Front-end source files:
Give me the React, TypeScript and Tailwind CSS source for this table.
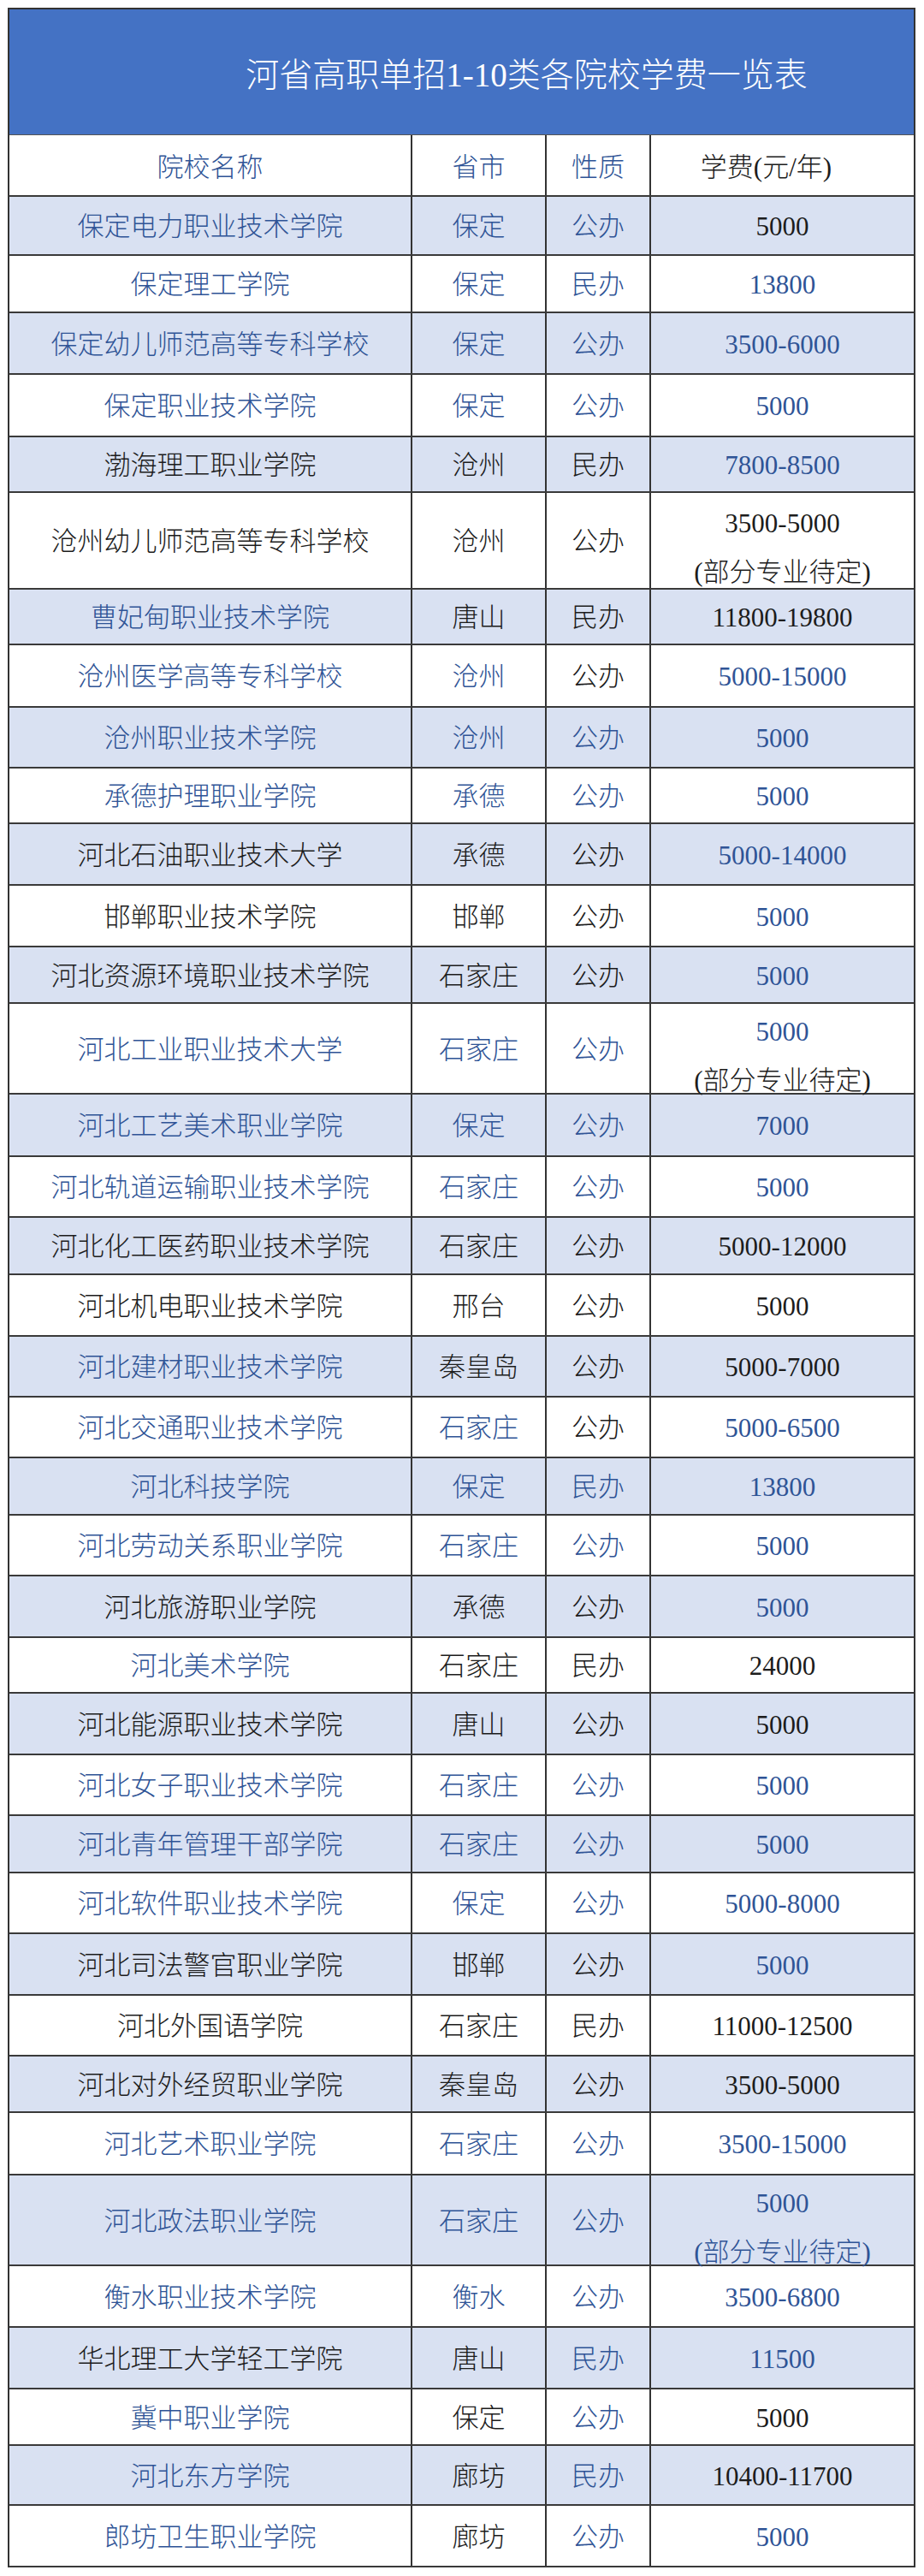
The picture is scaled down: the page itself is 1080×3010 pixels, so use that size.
import React from "react"

// [院校名称, 省市, 性质, 学费, 备注, 颜色(b=蓝 k=黑), 行高]
type Row = [string, string, string, string, string | null, string, string]

const rows: Row[] = [
  ["保定电力职业技术学院", "保定", "公办", "5000", null, "bbbk", "h-[69px]"],
  ["保定理工学院", "保定", "民办", "13800", null, "bbbb", "h-[67px]"],
  ["保定幼儿师范高等专科学校", "保定", "公办", "3500-6000", null, "bbbb", "h-[72px]"],
  ["保定职业技术学院", "保定", "公办", "5000", null, "bbbb", "h-[73px]"],
  ["渤海理工职业学院", "沧州", "民办", "7800-8500", null, "kkkb", "h-[65px]"],
  ["沧州幼儿师范高等专科学校", "沧州", "公办", "3500-5000", "(部分专业待定)", "kkkkk", "h-[113px]"],
  ["曹妃甸职业技术学院", "唐山", "民办", "11800-19800", null, "bkkk", "h-[65px]"],
  ["沧州医学高等专科学校", "沧州", "公办", "5000-15000", null, "bbkb", "h-[73px]"],
  ["沧州职业技术学院", "沧州", "公办", "5000", null, "bbbb", "h-[71px]"],
  ["承德护理职业学院", "承德", "公办", "5000", null, "bbbb", "h-[65px]"],
  ["河北石油职业技术大学", "承德", "公办", "5000-14000", null, "kkkb", "h-[72px]"],
  ["邯郸职业技术学院", "邯郸", "公办", "5000", null, "kkkb", "h-[72px]"],
  ["河北资源环境职业技术学院", "石家庄", "公办", "5000", null, "kkkb", "h-[66px]"],
  ["河北工业职业技术大学", "石家庄", "公办", "5000", "(部分专业待定)", "bbbbk", "h-[106px]"],
  ["河北工艺美术职业学院", "保定", "公办", "7000", null, "bbbb", "h-[73px]"],
  ["河北轨道运输职业技术学院", "石家庄", "公办", "5000", null, "bbbb", "h-[71px]"],
  ["河北化工医药职业技术学院", "石家庄", "公办", "5000-12000", null, "kkkk", "h-[67px]"],
  ["河北机电职业技术学院", "邢台", "公办", "5000", null, "kkkk", "h-[72px]"],
  ["河北建材职业技术学院", "秦皇岛", "公办", "5000-7000", null, "bkkk", "h-[71px]"],
  ["河北交通职业技术学院", "石家庄", "公办", "5000-6500", null, "bbkb", "h-[71px]"],
  ["河北科技学院", "保定", "民办", "13800", null, "bbbb", "h-[67px]"],
  ["河北劳动关系职业学院", "石家庄", "公办", "5000", null, "bbbb", "h-[71px]"],
  ["河北旅游职业学院", "承德", "公办", "5000", null, "kkkb", "h-[72px]"],
  ["河北美术学院", "石家庄", "民办", "24000", null, "bkkk", "h-[65px]"],
  ["河北能源职业技术学院", "唐山", "公办", "5000", null, "kkkk", "h-[72px]"],
  ["河北女子职业技术学院", "石家庄", "公办", "5000", null, "bbbb", "h-[71px]"],
  ["河北青年管理干部学院", "石家庄", "公办", "5000", null, "bbbb", "h-[67px]"],
  ["河北软件职业技术学院", "保定", "公办", "5000-8000", null, "bbbb", "h-[71px]"],
  ["河北司法警官职业学院", "邯郸", "公办", "5000", null, "kkkb", "h-[72px]"],
  ["河北外国语学院", "石家庄", "民办", "11000-12500", null, "kkkk", "h-[71px]"],
  ["河北对外经贸职业学院", "秦皇岛", "公办", "3500-5000", null, "kkkk", "h-[66px]"],
  ["河北艺术职业学院", "石家庄", "公办", "3500-15000", null, "bbbb", "h-[73px]"],
  ["河北政法职业学院", "石家庄", "公办", "5000", "(部分专业待定)", "bbbbb", "h-[106px]"],
  ["衡水职业技术学院", "衡水", "公办", "3500-6800", null, "bbbb", "h-[72px]"],
  ["华北理工大学轻工学院", "唐山", "民办", "11500", null, "kkbb", "h-[72px]"],
  ["冀中职业学院", "保定", "公办", "5000", null, "bkbk", "h-[66px]"],
  ["河北东方学院", "廊坊", "民办", "10400-11700", null, "bkbk", "h-[70px]"],
  ["郎坊卫生职业学院", "廊坊", "公办", "5000", null, "bkbb", "h-[72px]"],
]

const tone = (c: string) => (c === "b" ? "text-[#2f5496]" : "text-[#1c1c1c]")

export default function App() {
  return (
    <div
      className="w-[1080px] bg-white pt-[9px] pl-[9px] pb-[10px]"
      style={{ fontFamily: '"Liberation Serif", "Noto Sans CJK SC", serif' }}
    >
      <div className="w-[1061px] border-x-2 border-t-2 border-[#333]">
        <div className="h-[147px] bg-[#4472c4] border-b border-[#555] flex items-center justify-center pl-[152px] pt-[8px]">
          <span className="text-[39px] text-white font-light">河省高职单招1-10类各院校学费一览表</span>
        </div>

        <div className="h-[72px] flex border-b-2 border-[#3a3a3a] text-[31px] font-light">
          <div className="w-[471px] border-r-2 border-[#333] flex items-center justify-center pt-[6px] text-[#2f5496]">院校名称</div>
          <div className="w-[157px] border-r-2 border-[#333] flex items-center justify-center pt-[6px] text-[#2f5496]">省市</div>
          <div className="w-[122px] border-r-2 border-[#333] flex items-center justify-center pt-[6px] text-[#2f5496]">性质</div>
          <div className="flex-1 flex items-center justify-center pt-[6px] pr-[38px] text-[#1c1c1c]">学费(元/年)</div>
        </div>

        {rows.map(([name, city, kind, fee, note, colors, h], i) => (
          <div
            key={i}
            className={`${h} flex border-b-2 border-[#3a3a3a] text-[31px] font-light ${i % 2 === 0 ? "bg-[#d9e1f2]" : "bg-white"}`}
          >
            <div className={`w-[471px] border-r-2 border-[#333] flex items-center justify-center pt-[4px] ${tone(colors[0])}`}>{name}</div>
            <div className={`w-[157px] border-r-2 border-[#333] flex items-center justify-center pt-[4px] ${tone(colors[1])}`}>{city}</div>
            <div className={`w-[122px] border-r-2 border-[#333] flex items-center justify-center pt-[4px] ${tone(colors[2])}`}>{kind}</div>
            {note ? (
              <div className="flex-1 flex flex-col items-center justify-center gap-[21px] pt-[18px]">
                <div className={`leading-[36px] ${tone(colors[3])}`}>{fee}</div>
                <div className={`leading-[36px] ${tone(colors[4])}`}>{note}</div>
              </div>
            ) : (
              <div className={`flex-1 flex items-center justify-center pt-[4px] ${tone(colors[3])}`}>{fee}</div>
            )}
          </div>
        ))}
      </div>
    </div>
  )
}
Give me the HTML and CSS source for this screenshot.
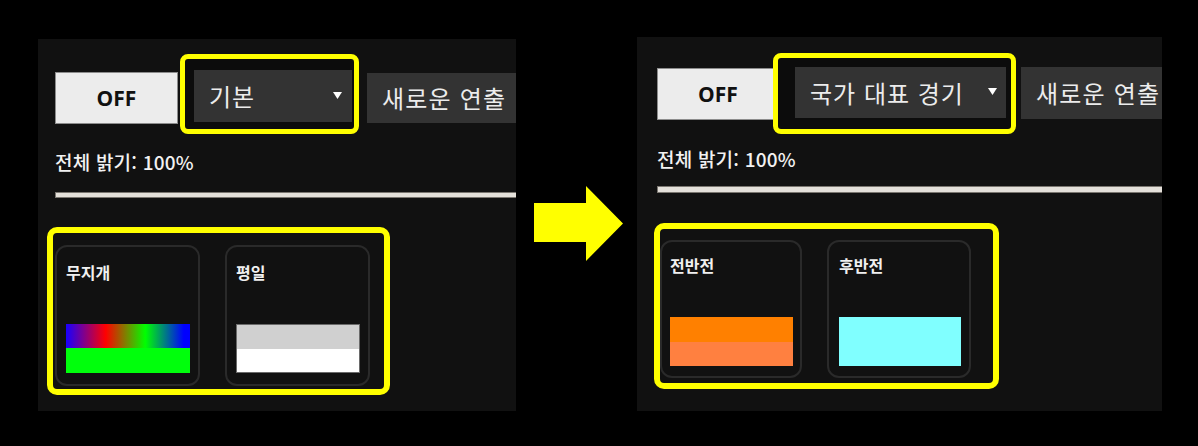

*TASK STATEMENT*: Starting at the first line of the entries, restate word for word everything through the line that holds "type Row = [string, string, string, string, string", both ends included, but omit any pictures.

*FINAL RESULT*:
Give me the React, TypeScript and Tailwind CSS source for this table.
The picture is scaled down: the page itself is 1080×3010 pixels, so use that size.
import React from "react"

// [院校名称, 省市, 性质, 学费, 备注, 颜色(b=蓝 k=黑), 行高]
type Row = [string, string, string, string, string | null, string, string]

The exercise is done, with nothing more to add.